Written instruction: Restate each of the lines below word for word and drop every picture.

Source data:
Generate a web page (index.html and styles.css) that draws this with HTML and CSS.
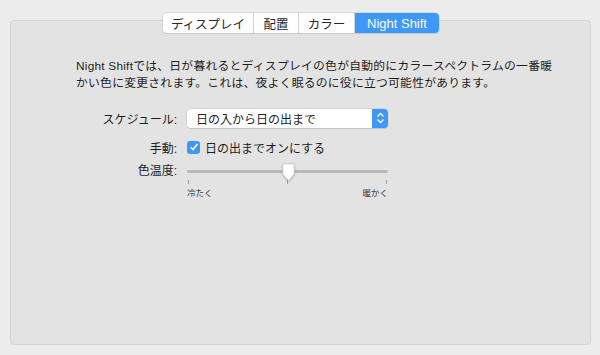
FILE: index.html
```html
<!DOCTYPE html>
<html lang="ja">
<head>
<meta charset="UTF-8">
<title>Night Shift</title>
<link rel="stylesheet" href="styles.css">
</head>
<body>
<div class="window">
    <!-- Tabs -->
    <div class="tabs">
        <span class="tab t1">ディスプレイ</span>
        <span class="tab t2">配置</span>
        <span class="tab t3">カラー</span>
        <span class="tab t4 selected">Night Shift</span>
    </div>

    <div class="panel">
        <p class="intro">Night Shiftでは、日が暮れるとディスプレイの色が自動的にカラースペクトラムの一番暖<br>かい色に変更されます。これは、夜よく眠るのに役に立つ可能性があります。</p>

        <div class="form">
            <div class="row row-schedule">
                <span class="label">スケジュール:</span>
                <div class="popup">
                    <span class="popup-text">日の入から日の出まで</span>
                    <span class="stepper">
                        <svg width="9" height="12" viewBox="0 0 9 12"><path d="M1.5 4.5 L4.5 1.5 L7.5 4.5 M1.5 7.5 L4.5 10.5 L7.5 7.5" fill="none" stroke="#fff" stroke-width="1.4"/></svg>
                    </span>
                </div>
            </div>
            <div class="row row-manual">
                <span class="label">手動:</span>
                <span class="checkbox">
                    <svg width="10" height="10" viewBox="0 0 10 10"><path d="M1.8 5.2 L4 7.6 L8.4 2" fill="none" stroke="#fff" stroke-width="1.6"/></svg>
                </span>
                <span class="check-label">日の出までオンにする</span>
            </div>
            <div class="row slider-row">
                <span class="label">色温度:</span>
                <div class="slider">
                    <div class="track"></div>
                    <div class="thumb">
                        <svg width="13" height="19" viewBox="0 0 13 19"><path d="M1.8 0.8 H11.2 Q12.2 0.8 12.2 1.8 V11 L6.5 17.8 L0.8 11 V1.8 Q0.8 0.8 1.8 0.8 Z" fill="#fff" stroke="#c2c2c2" stroke-width="0.8"/></svg>
                    </div>
                    <div class="ticks">
                        <span class="tick"></span>
                        <span class="tick"></span>
                        <span class="tick"></span>
                    </div>
                    <div class="ends">
                        <span>冷たく</span>
                        <span>暖かく</span>
                    </div>
                </div>
            </div>
        </div>
    </div>
</div>
</body>
</html>
```

FILE: styles.css
```css
/* Basic Styles */
body {
    margin: 0;
    padding: 0;
    background-color: #ececec;
    font-family: "Liberation Sans", "Noto Sans CJK JP", sans-serif;
    color: #1e1e1e;
}
.window {
    position: relative;
    width: 600px;
    height: 355px;
    padding: 20px 9px 10px 10px;
    box-sizing: border-box;
}
/* Tabs */
.tabs {
    position: absolute;
    top: 13px;
    left: 163px;
    display: flex;
    height: 20px;
    background-color: #fff;
    border-radius: 4px;
    box-shadow: 0 0 0 0.5px #c8c8c8, 0 1px 1px rgba(0, 0, 0, 0.12);
    z-index: 2;
}
.tab {
    display: flex;
    align-items: center;
    justify-content: center;
    font-size: 12.5px;
    color: #262626;
    border-right: 1px solid #d4d4d4;
}
.t1 { width: 90px; }
.t2 { width: 44px; }
.t3 { width: 55px; }
.t4 { width: 84px; border-right: none; }
.tab.selected {
    background-color: #3d98f8;
    color: #fff;
    border-radius: 0 4px 4px 0;
    font-size: 13px;
}
/* Panel */
.panel {
    height: 100%;
    box-sizing: border-box;
    background-color: #e3e3e3;
    border: 1px solid #d3d3d3;
    border-radius: 4px;
    padding: 37px 20px 0 65px;
}
.intro {
    margin: 0;
    font-size: 11.8px;
    line-height: 17px;
    letter-spacing: 0.25px;
    white-space: nowrap;
}
.form {
    margin-top: 16px;
    display: flex;
    flex-direction: column;
}
.row {
    display: flex;
    align-items: center;
}
.row-schedule { height: 20px; }
.row-manual { height: 20px; margin-top: 9px; }
.slider-row { margin-top: 6px; align-items: flex-start; }
.label {
    width: 111px;
    padding-right: 10px;
    text-align: right;
    font-size: 12px;
    box-sizing: border-box;
}
/* Popup button */
.popup {
    width: 201px;
    height: 19px;
    background-color: #fff;
    border-radius: 4px;
    box-shadow: 0 0 0 0.5px #c4c4c4, 0 1px 1px rgba(0, 0, 0, 0.15);
    display: flex;
    align-items: center;
    justify-content: space-between;
    box-sizing: border-box;
    padding-left: 9px;
}
.popup-text {
    font-size: 12px;
}
.stepper {
    width: 16px;
    height: 19px;
    background-color: #3d98f8;
    border-radius: 0 4px 4px 0;
    display: flex;
    align-items: center;
    justify-content: center;
}
/* Checkbox */
.checkbox {
    width: 13px;
    height: 13px;
    border-radius: 3px;
    background-color: #3d98f8;
    display: flex;
    align-items: center;
    justify-content: center;
    margin-right: 5px;
}
.check-label {
    font-size: 12px;
}
/* Slider */
.slider-row .label {
    line-height: 16px;
}
.slider {
    position: relative;
    width: 201px;
    padding-top: 7px;
}
.track {
    height: 3px;
    border-radius: 2px;
    background-color: #b9b9b9;
}
.thumb {
    position: absolute;
    top: 0;
    left: 95px;
    filter: drop-shadow(0 1px 1px rgba(0, 0, 0, 0.2));
}
.ticks {
    display: flex;
    justify-content: space-between;
    padding: 0 1px;
    margin-top: 7px;
}
.tick {
    width: 1px;
    height: 4px;
    background-color: #9c9c9c;
}
.ends {
    display: flex;
    justify-content: space-between;
    font-size: 8.5px;
    margin-top: 2px;
    color: #333;
}
```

Exercise result:
Generate a web page (index.html and styles.css) that draws this with HTML and CSS.
FILE: index.html
```html
<!DOCTYPE html>
<html lang="ja">
<head>
<meta charset="UTF-8">
<title>Night Shift</title>
<link rel="stylesheet" href="styles.css">
</head>
<body>
<div class="window">
    <!-- Tabs -->
    <div class="tabs">
        <span class="tab t1">ディスプレイ</span>
        <span class="tab t2">配置</span>
        <span class="tab t3">カラー</span>
        <span class="tab t4 selected">Night Shift</span>
    </div>

    <div class="panel">
        <p class="intro">Night Shiftでは、日が暮れるとディスプレイの色が自動的にカラースペクトラムの一番暖<br>かい色に変更されます。これは、夜よく眠るのに役に立つ可能性があります。</p>

        <div class="form">
            <div class="row row-schedule">
                <span class="label">スケジュール:</span>
                <div class="popup">
                    <span class="popup-text">日の入から日の出まで</span>
                    <span class="stepper">
                        <svg width="9" height="12" viewBox="0 0 9 12"><path d="M1.5 4.5 L4.5 1.5 L7.5 4.5 M1.5 7.5 L4.5 10.5 L7.5 7.5" fill="none" stroke="#fff" stroke-width="1.4"/></svg>
                    </span>
                </div>
            </div>
            <div class="row row-manual">
                <span class="label">手動:</span>
                <span class="checkbox">
                    <svg width="10" height="10" viewBox="0 0 10 10"><path d="M1.8 5.2 L4 7.6 L8.4 2" fill="none" stroke="#fff" stroke-width="1.6"/></svg>
                </span>
                <span class="check-label">日の出までオンにする</span>
            </div>
            <div class="row slider-row">
                <span class="label">色温度:</span>
                <div class="slider">
                    <div class="track"></div>
                    <div class="thumb">
                        <svg width="13" height="19" viewBox="0 0 13 19"><path d="M1.8 0.8 H11.2 Q12.2 0.8 12.2 1.8 V11 L6.5 17.8 L0.8 11 V1.8 Q0.8 0.8 1.8 0.8 Z" fill="#fff" stroke="#c2c2c2" stroke-width="0.8"/></svg>
                    </div>
                    <div class="ticks">
                        <span class="tick"></span>
                        <span class="tick"></span>
                        <span class="tick"></span>
                    </div>
                    <div class="ends">
                        <span>冷たく</span>
                        <span>暖かく</span>
                    </div>
                </div>
            </div>
        </div>
    </div>
</div>
</body>
</html>
```

FILE: styles.css
```css
/* Basic Styles */
body {
    margin: 0;
    padding: 0;
    background-color: #ececec;
    font-family: "Liberation Sans", "Noto Sans CJK JP", sans-serif;
    color: #1e1e1e;
}
.window {
    position: relative;
    width: 600px;
    height: 355px;
    padding: 20px 9px 10px 10px;
    box-sizing: border-box;
}
/* Tabs */
.tabs {
    position: absolute;
    top: 13px;
    left: 163px;
    display: flex;
    height: 20px;
    background-color: #fff;
    border-radius: 4px;
    box-shadow: 0 0 0 0.5px #c8c8c8, 0 1px 1px rgba(0, 0, 0, 0.12);
    z-index: 2;
}
.tab {
    display: flex;
    align-items: center;
    justify-content: center;
    font-size: 12.5px;
    color: #262626;
    border-right: 1px solid #d4d4d4;
}
.t1 { width: 90px; }
.t2 { width: 44px; }
.t3 { width: 55px; }
.t4 { width: 84px; border-right: none; }
.tab.selected {
    background-color: #3d98f8;
    color: #fff;
    border-radius: 0 4px 4px 0;
    font-size: 13px;
}
/* Panel */
.panel {
    height: 100%;
    box-sizing: border-box;
    background-color: #e3e3e3;
    border: 1px solid #d3d3d3;
    border-radius: 4px;
    padding: 37px 20px 0 65px;
}
.intro {
    margin: 0;
    font-size: 11.8px;
    line-height: 17px;
    letter-spacing: 0.25px;
    white-space: nowrap;
}
.form {
    margin-top: 16px;
    display: flex;
    flex-direction: column;
}
.row {
    display: flex;
    align-items: center;
}
.row-schedule { height: 20px; }
.row-manual { height: 20px; margin-top: 9px; }
.slider-row { margin-top: 6px; align-items: flex-start; }
.label {
    width: 111px;
    padding-right: 10px;
    text-align: right;
    font-size: 12px;
    box-sizing: border-box;
}
/* Popup button */
.popup {
    width: 201px;
    height: 19px;
    background-color: #fff;
    border-radius: 4px;
    box-shadow: 0 0 0 0.5px #c4c4c4, 0 1px 1px rgba(0, 0, 0, 0.15);
    display: flex;
    align-items: center;
    justify-content: space-between;
    box-sizing: border-box;
    padding-left: 9px;
}
.popup-text {
    font-size: 12px;
}
.stepper {
    width: 16px;
    height: 19px;
    background-color: #3d98f8;
    border-radius: 0 4px 4px 0;
    display: flex;
    align-items: center;
    justify-content: center;
}
/* Checkbox */
.checkbox {
    width: 13px;
    height: 13px;
    border-radius: 3px;
    background-color: #3d98f8;
    display: flex;
    align-items: center;
    justify-content: center;
    margin-right: 5px;
}
.check-label {
    font-size: 12px;
}
/* Slider */
.slider-row .label {
    line-height: 16px;
}
.slider {
    position: relative;
    width: 201px;
    padding-top: 7px;
}
.track {
    height: 3px;
    border-radius: 2px;
    background-color: #b9b9b9;
}
.thumb {
    position: absolute;
    top: 0;
    left: 95px;
    filter: drop-shadow(0 1px 1px rgba(0, 0, 0, 0.2));
}
.ticks {
    display: flex;
    justify-content: space-between;
    padding: 0 1px;
    margin-top: 7px;
}
.tick {
    width: 1px;
    height: 4px;
    background-color: #9c9c9c;
}
.ends {
    display: flex;
    justify-content: space-between;
    font-size: 8.5px;
    margin-top: 2px;
    color: #333;
}
```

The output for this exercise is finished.